I would take the price of encryption and higher quality over an SSD with a consumer grade data storage HDD. The only reason why I personally haven't switched over to an SSD is I'm waiting for the 1TB Samsung 840 Evo. If it is priced reasonably I may buy it only becasue I want an SSD that can store the OS, all the relevant programs I use, and any games I have all in one place. This is the only scenario where SSD with a consumer grade Storage HDD I will accept. Currently there are no options like this for a reasonable price. 

If it wasn't hard enough saving up for one, then I'd consider a RAID configuration, but I can't see the benefit of spending the money on a commercial grade drive when odds are something else will trigger the need to replace it down the road (holographic storage maybe? :-P). While I do agree that as time passes, they find ways to 'cheapen' their production lines, but nobody seriously believes that Flash storage (as it stands now) is going to replace conventional drives in the near future. Yes, it is replacing our everyday, normal use drives, but not our semi-long term storage.

Magnetic storage isn't going away for a while but I absolutely despise the only two competing companies for low-balling their consumer grade products. They feel the need to rake in a better profit since NAND flash is more popular for OS drives right now to keep their higher capacity drives more relevant in the scheme of the price wars.

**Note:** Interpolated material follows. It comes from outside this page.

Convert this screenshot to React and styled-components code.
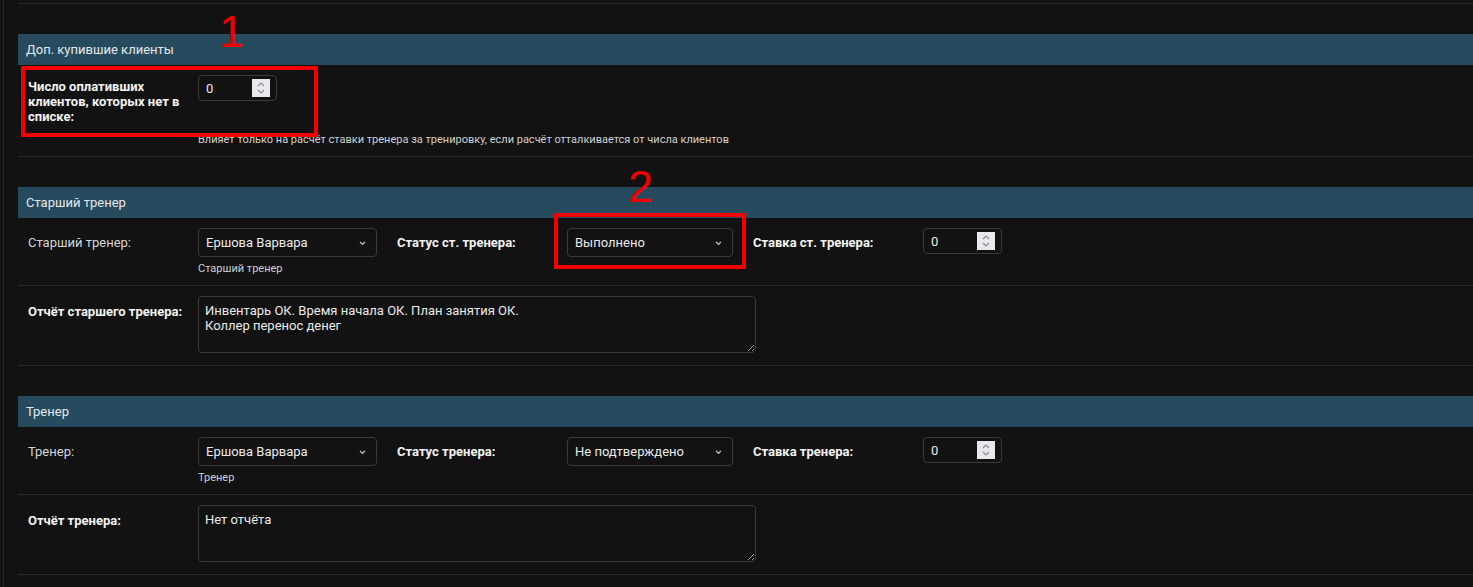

I forgot to mention the updated build is under my profile and should clear a few 'what ifs'.

That said, In exception to Fujitsu and HItachi, most of my drives have lasted atleast 5-15 yrs depending on the extent to which they were used/abused. The afore mentioned failed within a couple years and both were factory installed. I had a Maxtor and WD internal fail around 10-13yrs of age. Thinking back, I had the enclosures for a set of twin green drives fail within a year of purchase. They now make up my G4's internal storage configuration. A seagate external keeps my PS3 backed up and I have a range of capacity WD externals that have yet to fail me. I'm rough on things, but I've got the tools to recover or know where to acquire them if they become out of date as needed.